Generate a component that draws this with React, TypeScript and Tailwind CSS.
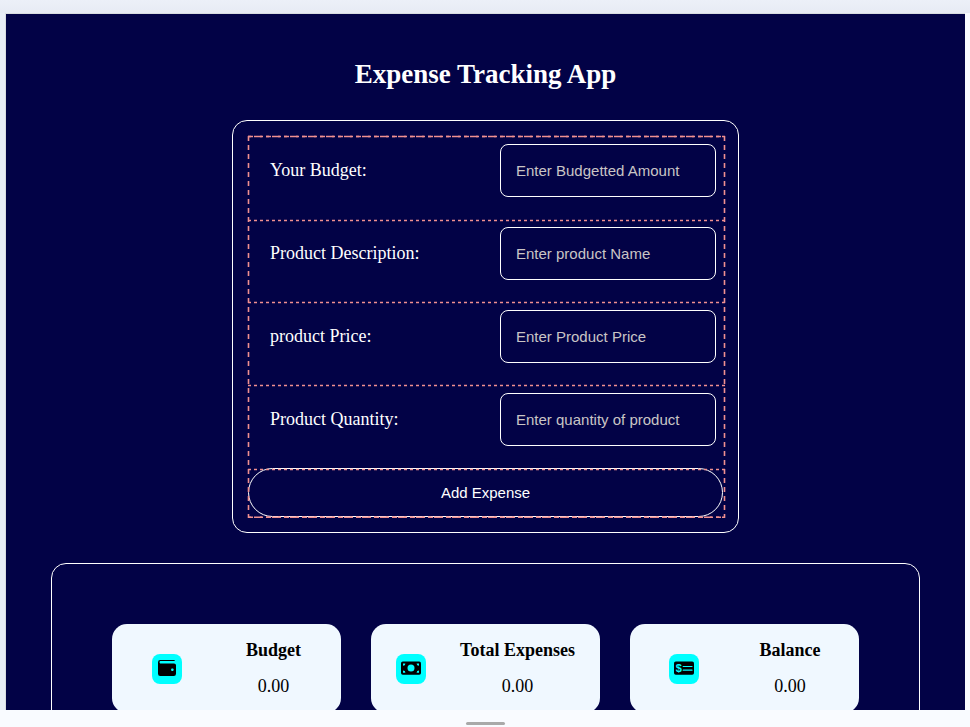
--
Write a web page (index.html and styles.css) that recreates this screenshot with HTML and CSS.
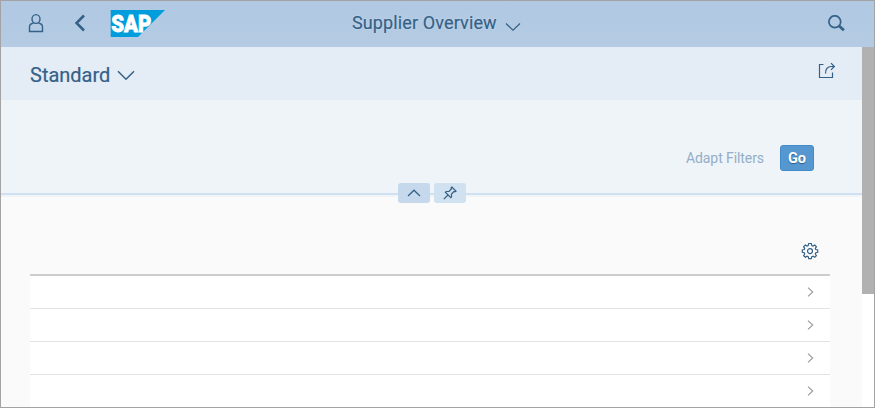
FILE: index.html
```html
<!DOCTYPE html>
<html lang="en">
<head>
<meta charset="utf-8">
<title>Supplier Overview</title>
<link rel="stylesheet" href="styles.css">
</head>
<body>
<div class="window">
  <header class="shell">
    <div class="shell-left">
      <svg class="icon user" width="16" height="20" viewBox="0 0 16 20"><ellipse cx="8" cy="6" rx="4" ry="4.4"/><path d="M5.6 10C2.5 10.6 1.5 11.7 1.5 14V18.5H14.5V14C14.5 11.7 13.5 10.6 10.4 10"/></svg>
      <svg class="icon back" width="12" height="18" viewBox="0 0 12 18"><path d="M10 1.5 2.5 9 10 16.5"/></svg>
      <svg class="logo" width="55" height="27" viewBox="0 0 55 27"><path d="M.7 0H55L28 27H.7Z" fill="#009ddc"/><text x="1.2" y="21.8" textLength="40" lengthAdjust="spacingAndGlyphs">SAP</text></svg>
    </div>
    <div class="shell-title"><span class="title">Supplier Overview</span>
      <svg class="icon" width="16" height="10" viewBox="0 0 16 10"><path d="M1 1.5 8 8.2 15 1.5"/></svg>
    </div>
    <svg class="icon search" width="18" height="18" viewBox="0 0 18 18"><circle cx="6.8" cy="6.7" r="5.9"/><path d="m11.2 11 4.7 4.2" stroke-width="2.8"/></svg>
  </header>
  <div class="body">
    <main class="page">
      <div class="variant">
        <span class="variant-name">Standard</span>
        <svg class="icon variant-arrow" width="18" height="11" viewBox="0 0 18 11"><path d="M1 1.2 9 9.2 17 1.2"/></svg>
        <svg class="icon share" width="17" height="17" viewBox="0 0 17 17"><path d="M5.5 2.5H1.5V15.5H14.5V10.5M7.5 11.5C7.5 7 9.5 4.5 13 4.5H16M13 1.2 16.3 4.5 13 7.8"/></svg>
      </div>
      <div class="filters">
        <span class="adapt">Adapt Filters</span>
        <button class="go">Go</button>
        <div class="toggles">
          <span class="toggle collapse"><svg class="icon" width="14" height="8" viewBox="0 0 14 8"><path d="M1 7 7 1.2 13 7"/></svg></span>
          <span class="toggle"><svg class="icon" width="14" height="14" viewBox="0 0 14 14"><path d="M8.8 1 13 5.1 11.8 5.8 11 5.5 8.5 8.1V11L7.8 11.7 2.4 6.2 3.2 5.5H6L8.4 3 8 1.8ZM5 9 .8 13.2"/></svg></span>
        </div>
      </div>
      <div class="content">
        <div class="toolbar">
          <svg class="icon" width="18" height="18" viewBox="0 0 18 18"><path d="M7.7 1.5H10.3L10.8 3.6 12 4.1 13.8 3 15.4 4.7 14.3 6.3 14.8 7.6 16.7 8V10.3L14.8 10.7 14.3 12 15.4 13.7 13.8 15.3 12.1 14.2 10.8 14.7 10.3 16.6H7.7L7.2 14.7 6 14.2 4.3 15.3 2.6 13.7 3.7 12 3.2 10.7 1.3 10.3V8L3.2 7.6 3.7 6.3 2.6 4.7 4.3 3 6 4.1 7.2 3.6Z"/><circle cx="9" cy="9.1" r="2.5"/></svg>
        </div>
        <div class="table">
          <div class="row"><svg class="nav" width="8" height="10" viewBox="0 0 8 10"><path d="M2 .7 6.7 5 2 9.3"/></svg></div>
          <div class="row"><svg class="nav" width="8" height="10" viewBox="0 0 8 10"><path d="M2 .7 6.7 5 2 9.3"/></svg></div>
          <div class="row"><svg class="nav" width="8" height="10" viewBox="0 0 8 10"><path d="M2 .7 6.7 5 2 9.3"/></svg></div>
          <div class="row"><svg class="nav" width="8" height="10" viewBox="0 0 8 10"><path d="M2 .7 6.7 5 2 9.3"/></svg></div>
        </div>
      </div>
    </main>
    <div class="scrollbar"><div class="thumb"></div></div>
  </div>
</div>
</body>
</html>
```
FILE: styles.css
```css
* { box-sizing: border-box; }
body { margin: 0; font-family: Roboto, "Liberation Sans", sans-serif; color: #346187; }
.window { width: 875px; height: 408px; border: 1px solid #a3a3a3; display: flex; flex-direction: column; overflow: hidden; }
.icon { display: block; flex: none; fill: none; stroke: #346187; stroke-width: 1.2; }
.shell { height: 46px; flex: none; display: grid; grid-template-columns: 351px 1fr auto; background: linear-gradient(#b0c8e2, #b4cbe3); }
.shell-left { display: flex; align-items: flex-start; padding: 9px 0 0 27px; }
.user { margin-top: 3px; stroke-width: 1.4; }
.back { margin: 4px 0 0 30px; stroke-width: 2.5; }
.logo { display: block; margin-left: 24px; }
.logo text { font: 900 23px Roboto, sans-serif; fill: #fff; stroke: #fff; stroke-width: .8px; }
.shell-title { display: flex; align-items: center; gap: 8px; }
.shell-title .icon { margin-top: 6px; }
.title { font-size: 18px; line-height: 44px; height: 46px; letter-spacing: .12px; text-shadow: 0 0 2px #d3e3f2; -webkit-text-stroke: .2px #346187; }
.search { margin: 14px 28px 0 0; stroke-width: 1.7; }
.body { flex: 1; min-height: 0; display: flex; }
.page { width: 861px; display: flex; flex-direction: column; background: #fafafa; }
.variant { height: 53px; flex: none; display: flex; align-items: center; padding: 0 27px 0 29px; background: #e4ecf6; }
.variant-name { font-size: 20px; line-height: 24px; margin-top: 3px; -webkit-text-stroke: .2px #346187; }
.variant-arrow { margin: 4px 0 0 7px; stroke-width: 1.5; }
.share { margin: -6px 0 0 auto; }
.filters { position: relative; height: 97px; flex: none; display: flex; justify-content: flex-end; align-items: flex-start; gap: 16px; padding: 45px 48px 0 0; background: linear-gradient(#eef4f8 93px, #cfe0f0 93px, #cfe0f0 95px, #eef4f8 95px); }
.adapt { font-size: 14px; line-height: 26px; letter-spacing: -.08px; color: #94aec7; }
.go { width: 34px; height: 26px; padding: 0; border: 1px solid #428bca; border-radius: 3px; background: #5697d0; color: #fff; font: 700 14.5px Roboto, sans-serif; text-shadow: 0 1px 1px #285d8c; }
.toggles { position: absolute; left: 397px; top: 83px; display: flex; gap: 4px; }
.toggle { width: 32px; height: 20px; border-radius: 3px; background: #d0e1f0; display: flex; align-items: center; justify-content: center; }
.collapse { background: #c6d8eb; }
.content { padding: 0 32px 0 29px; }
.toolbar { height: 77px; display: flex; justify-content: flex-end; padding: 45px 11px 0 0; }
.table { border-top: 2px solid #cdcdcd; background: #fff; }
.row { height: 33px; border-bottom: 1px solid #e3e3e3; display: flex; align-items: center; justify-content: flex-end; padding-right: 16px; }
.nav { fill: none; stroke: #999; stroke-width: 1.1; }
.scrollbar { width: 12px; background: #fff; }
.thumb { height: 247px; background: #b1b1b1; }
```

**Exercise prompt**
For each line above that contains the word "this", copy that line.

**Correct result**
Generate a component that draws this with React, TypeScript and Tailwind CSS.
Write a web page (index.html and styles.css) that recreates this screenshot with HTML and CSS.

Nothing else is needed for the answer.